Within hours of the proclamation, the five Native American tribes filed a lawsuit in federal court in Washington, D.C., challenging the president’s action as unlawful. Two days later, NRDC—along with the Southern Utah Wilderness Alliance and a coalition of other environmental groups represented by Earthjustice—followed with our own lawsuit. (We filed a similar lawsuit over Grand Staircase–Escalante earlier the same week.) A third group of plaintiffs—including grassroots organization Utah Diné Bikéyah, outdoor retailer Patagonia, and others—also sued, and the district court consolidated the lawsuits. As all three lawsuits explain, President Trump had neither constitutional nor statutory authority to dismantle national monuments.

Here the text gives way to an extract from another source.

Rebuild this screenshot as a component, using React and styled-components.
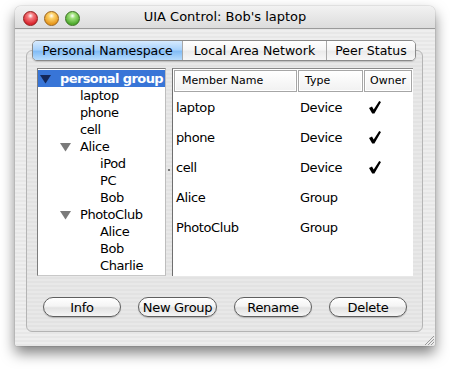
import styled, { createGlobalStyle } from "styled-components";

const GlobalStyle = createGlobalStyle`
    html, body {
        margin: 0;
        padding: 0;
        background: #ffffff;
    }
    body {
        width: 450px;
        height: 369px;
        overflow: hidden;
        font-family: "DejaVu Sans", "Liberation Sans", sans-serif;
        color: #000;
    }
`;

const pinstripe = `repeating-linear-gradient(to bottom, #eeeeee 0px, #eeeeee 2px, #e7e7e7 2px, #e7e7e7 4px)`;

const StyledStage = styled.div`
    padding: 6px 0 0 15px;
`;

const StyledWindow = styled.div`
    width: 420px;
    height: 340px;
    display: flex;
    flex-direction: column;
    border-radius: 6px 6px 2px 2px;
    background: ${pinstripe};
    box-shadow: 0 7px 14px rgba(0, 0, 0, 0.5), 0 0 1px rgba(0, 0, 0, 0.6);
    overflow: hidden;
    position: relative;
`;

const StyledTitleBar = styled.div`
    height: 22px;
    flex-shrink: 0;
    display: flex;
    align-items: center;
    padding-left: 8px;
    background: linear-gradient(to bottom, #f2f2f2, #dcdcdc);
    border-bottom: 1px solid #9a9a9a;
    position: relative;
`;

const StyledLights = styled.div`
    display: flex;
    gap: 6px;
    margin-top: 3px;
`;

const StyledLight = styled.span`
    width: 13px;
    height: 13px;
    border-radius: 50%;
    border: 1px solid ${props => props.edge};
    background: radial-gradient(circle at 50% 30%, #ffffff 0%, ${props => props.hi} 25%, ${props => props.base} 75%, ${props => props.hi} 100%);
`;

const StyledTitle = styled.div`
    position: absolute;
    left: 0;
    right: 0;
    top: 0;
    line-height: 22px;
    text-align: center;
    font-size: 13px;
    pointer-events: none;
`;

const StyledContent = styled.div`
    flex: 1;
    display: flex;
    flex-direction: column;
    padding: 11px 12px 14px 11px;
`;

const StyledTabStrip = styled.div`
    display: flex;
    margin-left: 6px;
    position: relative;
    z-index: 1;
    align-self: flex-start;
    border: 1px solid #8a8a8a;
    border-radius: 5px;
    overflow: hidden;
    box-shadow: 0 1px 1px rgba(0, 0, 0, 0.15);
`;

const StyledTab = styled.div`
    width: ${props => props.width}px;
    height: 19px;
    line-height: 19px;
    font-size: 12.5px;
    text-align: center;
    border-left: ${props => props.first ? "none" : "1px solid #a8a8a8"};
    background: ${props => props.active
        ? "linear-gradient(to bottom, #d6eafe 0%, #a9d2fb 45%, #83bdf6 55%, #b7dcfd 100%)"
        : "linear-gradient(to bottom, #ffffff 0%, #f6f6f6 45%, #ebebeb 55%, #f7f7f7 100%)"};
`;

const StyledGroup = styled.div`
    flex: 1;
    margin-top: -11px;
    border: 1px solid #b4b4b4;
    border-radius: 6px;
    background: repeating-linear-gradient(to bottom, #e8e8e8 0px, #e8e8e8 2px, #e2e2e2 2px, #e2e2e2 4px);
    display: flex;
    flex-direction: column;
    padding: 17px 9px 14px 10px;
`;

const StyledPanes = styled.div`
    display: flex;
    height: 208px;
`;

const StyledTree = styled.div`
    width: 127px;
    background: #fff;
    border: 1px solid;
    border-color: #7d7d7d #bdbdbd #c8c8c8 #7d7d7d;
    padding-top: 1px;
`;

const StyledSplitter = styled.div`
    width: 6px;
    display: flex;
    align-items: center;
    justify-content: center;
    padding-bottom: 4px;
`;

const StyledGrip = styled.span`
    width: 2px;
    height: 2px;
    border-radius: 1px;
    background: #555;
`;

const StyledTreeRow = styled.div`
    height: 17px;
    display: flex;
    align-items: center;
    padding-left: ${props => props.level * 20 + 2}px;
    font-size: 13px;
    letter-spacing: ${props => props.selected ? "-0.6px" : "-0.4px"};
    font-weight: ${props => props.selected ? "bold" : "normal"};
    color: ${props => props.selected ? "#ffffff" : "#000000"};
    background: ${props => props.selected ? "#3875d7" : "transparent"};
    white-space: nowrap;
    overflow: hidden;
`;

const StyledDisclosure = styled.span`
    width: 20px;
    flex-shrink: 0;
    display: flex;
    align-items: center;
`;

const StyledTable = styled.div`
    flex: 1;
    background: #fff;
    border-left: 1px solid #6f6f6f;
    border-top: 1px solid #8a8a8a;
    display: flex;
    flex-direction: column;
    padding: 1px 0 0 1px;
`;

const StyledTableHeader = styled.div`
    display: flex;
    height: 22px;
`;

const StyledHeaderCell = styled.div`
    width: ${props => props.width}px;
    box-sizing: border-box;
    margin-right: 1px;
    border: 1px solid #a6a6a6;
    box-shadow: inset 0 0 0 1px #ffffff;
    background: linear-gradient(to bottom, #ffffff, #f1f1f1);
    font-size: 11px;
    line-height: 20px;
    padding-left: ${props => props.pad}px;
`;

const StyledTableRow = styled.div`
    display: flex;
    height: 30px;
    align-items: center;
    font-size: 13px;
    letter-spacing: -0.4px;
`;

const StyledCell = styled.div`
    width: ${props => props.width}px;
    padding-left: ${props => props.pad}px;
    box-sizing: border-box;
    display: flex;
    align-items: center;
`;

const StyledButtons = styled.div`
    display: flex;
    gap: 17px;
    margin-top: 21px;
    padding-left: 6px;
`;

const StyledButton = styled.button`
    width: ${props => props.width}px;
    height: 20px;
    padding: 0;
    border: 1px solid #5f5f5f;
    border-radius: 10px;
    background: linear-gradient(to bottom, #ffffff 0%, #f4f4f4 45%, #e2e2e2 55%, #f5f5f5 100%);
    box-shadow: 0 1px 1px rgba(0, 0, 0, 0.2);
    font-family: inherit;
    font-size: 13px;
    letter-spacing: -0.3px;
    color: #000;
`;

const StyledResize = styled.svg`
    position: absolute;
    right: 1px;
    bottom: 1px;
`;

const tree = [
    { label: "personal group", level: 0, open: true, selected: true },
    { label: "laptop", level: 1 },
    { label: "phone", level: 1 },
    { label: "cell", level: 1 },
    { label: "Alice", level: 1, open: true },
    { label: "iPod", level: 2 },
    { label: "PC", level: 2 },
    { label: "Bob", level: 2 },
    { label: "PhotoClub", level: 1, open: true },
    { label: "Alice", level: 2 },
    { label: "Bob", level: 2 },
    { label: "Charlie", level: 2 },
];

const members = [
    { name: "laptop", type: "Device", owner: true },
    { name: "phone", type: "Device", owner: true },
    { name: "cell", type: "Device", owner: true },
    { name: "Alice", type: "Group" },
    { name: "PhotoClub", type: "Group" },
];

function Triangle({ color }) {
    return (
        <svg width="11" height="10" viewBox="0 0 11 10">
            <polygon points="0,1 11,1 5.5,9.5" fill={color} />
        </svg>
    );
}

function Check() {
    return (
        <svg width="12" height="13" viewBox="0 0 12 13">
            <polygon points="0,7 3,5.4 4.7,8.4 10.2,0 12,1.1 5.4,12.6 3.2,12.6" fill="#000" />
        </svg>
    );
}

export default function App() {
    return (
        <StyledStage>
            <GlobalStyle />
            <StyledWindow>
                <StyledTitleBar>
                    <StyledLights>
                        <StyledLight base="#d8212a" hi="#f47a7e" edge="#8e1b1b" />
                        <StyledLight base="#e6951a" hi="#fcd26a" edge="#99621a" />
                        <StyledLight base="#4aa72a" hi="#9fe07a" edge="#3a7020" />
                    </StyledLights>
                    <StyledTitle>UIA Control: Bob's laptop</StyledTitle>
                </StyledTitleBar>
                <StyledContent>
                    <StyledTabStrip>
                        <StyledTab first active width={149}>Personal Namespace</StyledTab>
                        <StyledTab width={143}>Local Area Network</StyledTab>
                        <StyledTab width={88}>Peer Status</StyledTab>
                    </StyledTabStrip>
                    <StyledGroup>
                        <StyledPanes>
                            <StyledTree>
                                {tree.map((item, i) => (
                                    <StyledTreeRow key={i} level={item.level} selected={item.selected}>
                                        <StyledDisclosure>
                                            {item.open && <Triangle color={item.selected ? "#14285a" : "#7a7a7a"} />}
                                        </StyledDisclosure>
                                        {item.label}
                                    </StyledTreeRow>
                                ))}
                            </StyledTree>
                            <StyledSplitter>
                                <StyledGrip />
                            </StyledSplitter>
                            <StyledTable>
                                <StyledTableHeader>
                                    <StyledHeaderCell width={123} pad={7}>Member Name</StyledHeaderCell>
                                    <StyledHeaderCell width={65} pad={6}>Type</StyledHeaderCell>
                                    <StyledHeaderCell width={48} pad={5}>Owner</StyledHeaderCell>
                                </StyledTableHeader>
                                {members.map(m => (
                                    <StyledTableRow key={m.name}>
                                        <StyledCell width={124} pad={2}>{m.name}</StyledCell>
                                        <StyledCell width={66} pad={2}>{m.type}</StyledCell>
                                        <StyledCell width={48} pad={5}>
                                            {m.owner && <Check />}
                                        </StyledCell>
                                    </StyledTableRow>
                                ))}
                            </StyledTable>
                        </StyledPanes>
                        <StyledButtons>
                            <StyledButton width={78}>Info</StyledButton>
                            <StyledButton width={79}>New Group</StyledButton>
                            <StyledButton width={78}>Rename</StyledButton>
                            <StyledButton width={78}>Delete</StyledButton>
                        </StyledButtons>
                    </StyledGroup>
                </StyledContent>
                <StyledResize width="11" height="11" viewBox="0 0 11 11">
                    <line x1="2" y1="11" x2="11" y2="2" stroke="#9a9a9a" />
                    <line x1="5" y1="11" x2="11" y2="5" stroke="#9a9a9a" />
                    <line x1="8" y1="11" x2="11" y2="8" stroke="#9a9a9a" />
                </StyledResize>
            </StyledWindow>
        </StyledStage>
    );
}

In January 2020, we moved for summary judgment. While we were awaiting the district court’s decision, Trump’s presidency ended, and President Biden—on his first day in office—issued an executive order initiating a review of Trump’s monument rollbacks. During the review period, the Biden administration requested—and the district court granted—a stay of the court proceedings. In the interim, the federal government is required to provide plaintiffs with timely notice before undertaking a range of potentially harmful developments within the excluded lands.

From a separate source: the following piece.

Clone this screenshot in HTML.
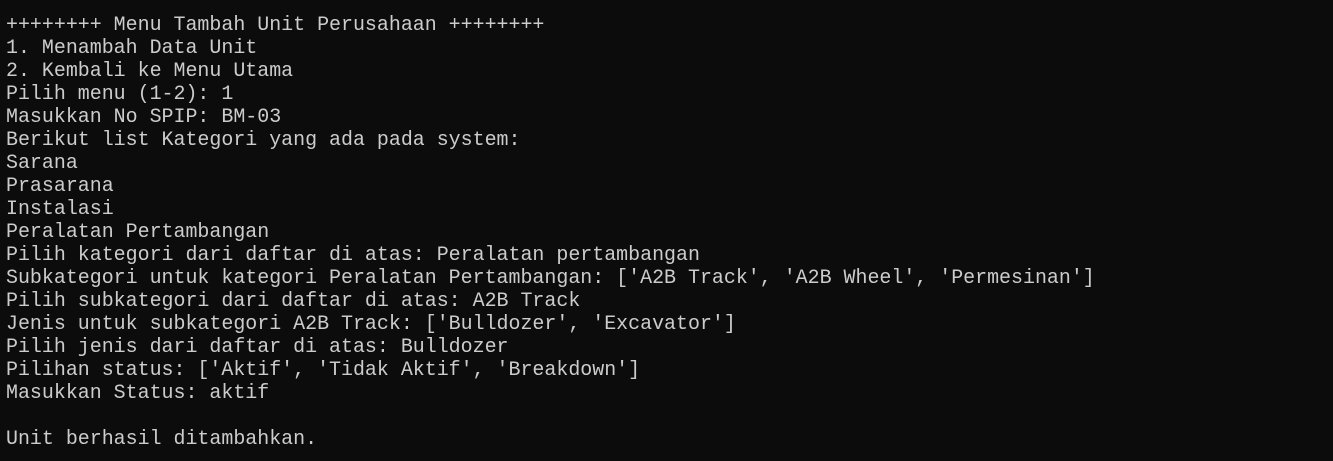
<!DOCTYPE html>
<html><head><meta charset="utf-8"><style>
html,body{margin:0;padding:0;background:#0c0c0c;width:1333px;height:461px;overflow:hidden}
pre{margin:0;position:absolute;left:6px;top:13px;font-family:"Liberation Mono","DejaVu Sans Mono",monospace;font-size:19.95px;line-height:22.98px;color:#cccccc;white-space:pre}
</style></head><body><pre>++++++++ Menu Tambah Unit Perusahaan ++++++++
1. Menambah Data Unit
2. Kembali ke Menu Utama
Pilih menu (1-2): 1
Masukkan No SPIP: BM-03
Berikut list Kategori yang ada pada system:
Sarana
Prasarana
Instalasi
Peralatan Pertambangan
Pilih kategori dari daftar di atas: Peralatan pertambangan
Subkategori untuk kategori Peralatan Pertambangan: ['A2B Track', 'A2B Wheel', 'Permesinan']
Pilih subkategori dari daftar di atas: A2B Track
Jenis untuk subkategori A2B Track: ['Bulldozer', 'Excavator']
Pilih jenis dari daftar di atas: Bulldozer
Pilihan status: ['Aktif', 'Tidak Aktif', 'Breakdown']
Masukkan Status: aktif

Unit berhasil ditambahkan.</pre></body></html>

Finally, on October 8, 2021, President Biden issued a new proclamation restoring Bears Ears to the boundaries established by President Obama in 2016, retaining protections for another 11,200 acres added to the monument in 2017, and restoring the Bears Ears Commission. The Biden administration repudiated Trump’s actions as “unprecedented,” observing that NRDC and our partners’ lawsuits “raised serious and fundamental questions as to whether a president has authority to reduce boundaries or core protections in a way that is tantamount to revocation of a monument.” President Biden restored Bears Ears, the White House explained, to uphold “the long-standing principle that America’s national parks, monuments, and other protected areas are to be protected for all time and for all people.”

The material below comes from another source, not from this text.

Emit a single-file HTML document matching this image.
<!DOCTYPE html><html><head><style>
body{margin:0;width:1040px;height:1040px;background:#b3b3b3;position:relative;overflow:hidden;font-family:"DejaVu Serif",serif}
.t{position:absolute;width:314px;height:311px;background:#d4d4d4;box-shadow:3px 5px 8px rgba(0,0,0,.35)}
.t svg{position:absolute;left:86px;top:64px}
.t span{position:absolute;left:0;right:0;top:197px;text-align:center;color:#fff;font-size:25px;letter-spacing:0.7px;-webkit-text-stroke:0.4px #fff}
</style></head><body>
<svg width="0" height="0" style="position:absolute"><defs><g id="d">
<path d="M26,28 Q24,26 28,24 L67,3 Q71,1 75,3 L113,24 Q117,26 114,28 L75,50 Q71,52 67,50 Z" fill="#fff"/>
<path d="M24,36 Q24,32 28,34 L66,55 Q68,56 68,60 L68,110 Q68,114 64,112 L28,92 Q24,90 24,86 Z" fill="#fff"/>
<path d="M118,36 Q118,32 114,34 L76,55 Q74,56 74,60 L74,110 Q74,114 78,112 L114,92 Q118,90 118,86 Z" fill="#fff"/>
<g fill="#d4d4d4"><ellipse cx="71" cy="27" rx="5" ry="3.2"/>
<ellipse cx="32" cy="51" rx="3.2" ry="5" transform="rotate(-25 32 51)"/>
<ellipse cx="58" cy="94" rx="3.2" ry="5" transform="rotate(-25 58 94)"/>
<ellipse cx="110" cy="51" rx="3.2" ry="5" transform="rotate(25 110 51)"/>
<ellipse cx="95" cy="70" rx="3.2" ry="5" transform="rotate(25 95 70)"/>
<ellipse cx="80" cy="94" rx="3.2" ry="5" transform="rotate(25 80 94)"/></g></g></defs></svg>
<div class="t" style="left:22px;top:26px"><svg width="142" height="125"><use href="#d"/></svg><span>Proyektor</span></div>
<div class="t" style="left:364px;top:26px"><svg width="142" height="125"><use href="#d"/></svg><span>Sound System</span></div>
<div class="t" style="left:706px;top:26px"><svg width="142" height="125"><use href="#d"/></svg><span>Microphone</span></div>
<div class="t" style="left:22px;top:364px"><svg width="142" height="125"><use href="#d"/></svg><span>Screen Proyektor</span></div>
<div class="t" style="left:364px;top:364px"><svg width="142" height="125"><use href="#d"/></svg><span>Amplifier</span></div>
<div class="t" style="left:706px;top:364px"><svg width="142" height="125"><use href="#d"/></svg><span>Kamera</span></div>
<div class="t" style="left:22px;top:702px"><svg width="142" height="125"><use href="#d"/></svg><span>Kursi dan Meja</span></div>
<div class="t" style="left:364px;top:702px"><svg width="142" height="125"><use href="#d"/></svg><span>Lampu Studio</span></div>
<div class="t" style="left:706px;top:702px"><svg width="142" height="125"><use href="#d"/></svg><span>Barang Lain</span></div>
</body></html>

The fight to protect Bears Ears isn’t over yet. Bears Ears still faces real lingering threats from the Trump administration’s rollback, including from mining claims staked there on Trump’s watch and a management plan that incorporates Trump’s now-repudiated diminished boundaries. We will continue to advocate, alongside our partners, to ensure that Bears Ears remains permanently protected, as it deserves.